STORY BY TOM SCEARCE
My first visit to Drake University was an overnight stay my senior year on the Chicago Bus Trip. So, naturally, I was excited to see campus and the dorms, eat in the dining halls and see the surrounding neighborhood.
Afterward, if you were to ask me what my favorite part of the trip was, it would be none of those. Meeting the then Editor-in-Chief of The Times-Delphic, Lauren Horsch, trumps all of those, even making the friends that I did (sorry, guys).
You see, I was a self-proclaimed Jerd (journalism nerd) in high school. Late-night editing over pizza and sending the paper to press around 11 p.m. became the norm for my four years of high school, so it was interesting, to say the least, to find someone who possessed the same level of enthusiasm for the paper as I did.
We talked a lot about the paper, and it made me even more excited for the newspaper opportunities that lied ahead. I expected a similar four years.
Of course, you know what they say, “college changes people.” After delving into an array of clubs my first year, I came to realize what I was and was not passionate for. I switched my major from news/Internet to public relations after realizing reporting just wasn’t for me anymore.
Even though I voluntarily chose to leave The Times-Delphic a semester early to pursue other endeavors, I still had an amazing experience that I wouldn’t trade for the world.

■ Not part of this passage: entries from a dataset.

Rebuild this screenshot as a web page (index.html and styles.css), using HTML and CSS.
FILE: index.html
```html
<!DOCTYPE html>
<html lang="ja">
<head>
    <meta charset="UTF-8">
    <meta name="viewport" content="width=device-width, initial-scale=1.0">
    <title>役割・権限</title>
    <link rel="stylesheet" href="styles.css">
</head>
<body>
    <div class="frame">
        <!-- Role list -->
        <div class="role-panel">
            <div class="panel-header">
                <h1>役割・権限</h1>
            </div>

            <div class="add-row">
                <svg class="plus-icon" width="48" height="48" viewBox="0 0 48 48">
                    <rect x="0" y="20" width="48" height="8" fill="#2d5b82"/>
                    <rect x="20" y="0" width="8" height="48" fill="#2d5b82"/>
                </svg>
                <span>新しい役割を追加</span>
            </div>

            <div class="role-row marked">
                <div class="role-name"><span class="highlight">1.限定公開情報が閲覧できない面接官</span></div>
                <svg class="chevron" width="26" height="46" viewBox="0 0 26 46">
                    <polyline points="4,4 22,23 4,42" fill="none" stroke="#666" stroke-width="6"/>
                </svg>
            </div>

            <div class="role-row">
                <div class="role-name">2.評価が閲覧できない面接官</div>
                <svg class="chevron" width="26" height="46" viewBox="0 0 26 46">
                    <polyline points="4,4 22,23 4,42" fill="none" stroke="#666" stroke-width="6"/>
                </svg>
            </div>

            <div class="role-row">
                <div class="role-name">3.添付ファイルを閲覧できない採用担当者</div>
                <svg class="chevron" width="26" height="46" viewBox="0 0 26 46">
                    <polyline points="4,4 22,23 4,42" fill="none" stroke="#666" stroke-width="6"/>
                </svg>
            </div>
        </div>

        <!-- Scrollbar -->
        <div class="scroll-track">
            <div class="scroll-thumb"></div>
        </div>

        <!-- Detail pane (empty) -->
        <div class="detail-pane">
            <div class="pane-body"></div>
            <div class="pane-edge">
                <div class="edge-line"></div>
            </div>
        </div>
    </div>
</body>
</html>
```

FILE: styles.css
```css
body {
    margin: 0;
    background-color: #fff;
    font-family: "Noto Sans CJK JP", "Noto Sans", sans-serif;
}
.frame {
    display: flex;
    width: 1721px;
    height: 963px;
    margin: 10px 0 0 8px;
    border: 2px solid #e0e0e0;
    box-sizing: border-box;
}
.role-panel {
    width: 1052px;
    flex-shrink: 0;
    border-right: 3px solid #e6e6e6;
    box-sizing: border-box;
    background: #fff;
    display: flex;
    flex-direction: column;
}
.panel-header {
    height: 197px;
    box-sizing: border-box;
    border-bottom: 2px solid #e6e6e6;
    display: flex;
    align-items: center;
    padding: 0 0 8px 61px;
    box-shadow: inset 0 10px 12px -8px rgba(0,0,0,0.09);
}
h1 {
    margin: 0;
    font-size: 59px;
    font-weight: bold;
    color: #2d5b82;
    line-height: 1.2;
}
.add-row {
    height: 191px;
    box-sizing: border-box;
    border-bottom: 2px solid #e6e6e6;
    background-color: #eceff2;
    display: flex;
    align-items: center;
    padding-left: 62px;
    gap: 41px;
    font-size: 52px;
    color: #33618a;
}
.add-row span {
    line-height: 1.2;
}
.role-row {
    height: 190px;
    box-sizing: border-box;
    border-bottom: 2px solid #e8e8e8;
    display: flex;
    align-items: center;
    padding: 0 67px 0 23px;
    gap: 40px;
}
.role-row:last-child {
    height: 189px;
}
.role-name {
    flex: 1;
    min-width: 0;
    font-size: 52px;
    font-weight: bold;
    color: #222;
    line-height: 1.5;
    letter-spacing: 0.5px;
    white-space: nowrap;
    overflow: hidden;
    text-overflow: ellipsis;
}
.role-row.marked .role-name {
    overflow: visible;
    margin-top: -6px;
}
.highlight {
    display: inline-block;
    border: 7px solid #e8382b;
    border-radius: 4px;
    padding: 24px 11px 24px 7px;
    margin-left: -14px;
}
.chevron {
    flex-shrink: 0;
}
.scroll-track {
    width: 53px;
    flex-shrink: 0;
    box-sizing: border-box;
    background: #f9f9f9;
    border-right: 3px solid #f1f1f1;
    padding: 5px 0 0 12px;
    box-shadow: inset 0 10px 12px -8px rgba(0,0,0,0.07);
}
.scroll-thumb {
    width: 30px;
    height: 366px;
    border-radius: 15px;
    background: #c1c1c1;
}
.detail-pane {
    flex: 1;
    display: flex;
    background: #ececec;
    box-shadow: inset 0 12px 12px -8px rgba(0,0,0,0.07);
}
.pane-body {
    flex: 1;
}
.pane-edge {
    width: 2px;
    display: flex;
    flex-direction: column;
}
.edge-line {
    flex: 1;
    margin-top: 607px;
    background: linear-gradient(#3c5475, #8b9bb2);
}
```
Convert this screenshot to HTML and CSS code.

The lessons I learned from the late nights spent in the TD Office editing my pages taught me a lot about myself and working in a professional setting with a team.
Despite all the nights I spent stressing over creating budgets and the incessant phone calls and emails I sent when my writers missed deadline, I still helped produce a quality publication each week with some amazing people.
The people you work with, I think, is the biggest factor of whether you like or hate your job.
And the people I collaborated with on staff made the job worth it. They were part of the reason why I didn’t entirely hate having to be up at 8:30 a.m. every Sunday to start layout.
WARNING: This column might start to get a little sappy. I apologize.
First, there’s my amazing designer Paityn. I’m in awe each week of what she is able to design in such a short amount of time. I’m still an InDesign novice (I’m lucky I can open a page), so I’m glad she was able to put up with me and my constant questions. I enjoyed our weekly brainstorming sessions, followed by us venting about our classes.
The desk immediately to my right is that of our news editor, Sarah. She’s a hoot and a half. Even when she’s upset, she’s funny. I could always count on her to cheer me up when I’m stressed. Even though no one else in the office appreciated our constant playing of “Never Gonna Wake You Up” (go look it up if you haven’t heard of it), I still love it.
Sarah’s designer Greta is also a gem. When our amazing headline writing skills came together, we were a force to be reckoned with (That is the furthest thing from the truth). But with who else could I jam out to “Shake It Off” and “Blank Space” and feel no shame?
The news team and features team laughed way too much these past few months, but I feel that that was the key to get through the stress: laughter.
Speaking of laughter, our managing editor, Austin, always has the best one liners. I also have to give him special props for putting up with my awful headline writing. I’ll miss him when he goes abroad next semester.
Our photo editor, Joel, is always reliable. When I’m waiting on stories, he’ll always have photos ready. He also talks a lot about physics, and I usually just nod my head and reminisce to my C in my high school physics class.
Our sports editor, Colton, is often quiet, but when he does talk, it’s usually pretty funny. Or about sports. And I often tend to tune out if it’s the latter.
And then there’s our editor-in-chief, Courtney. She’s been a great leader and is always helpful in giving me story ideas and design ideas. She also has a deep passion for reporting that will make her a great journalist.
We’ve been through a lot of rough patches as a staff, but we pulled through.
I may not have the same goals I did when I came on that bus trip almost two years ago, but I’m still thankful for the experiences.
So, this is my sappy good-bye to the staff.
I’ll miss our quote board-worthy quotes and our late-night shenanigans.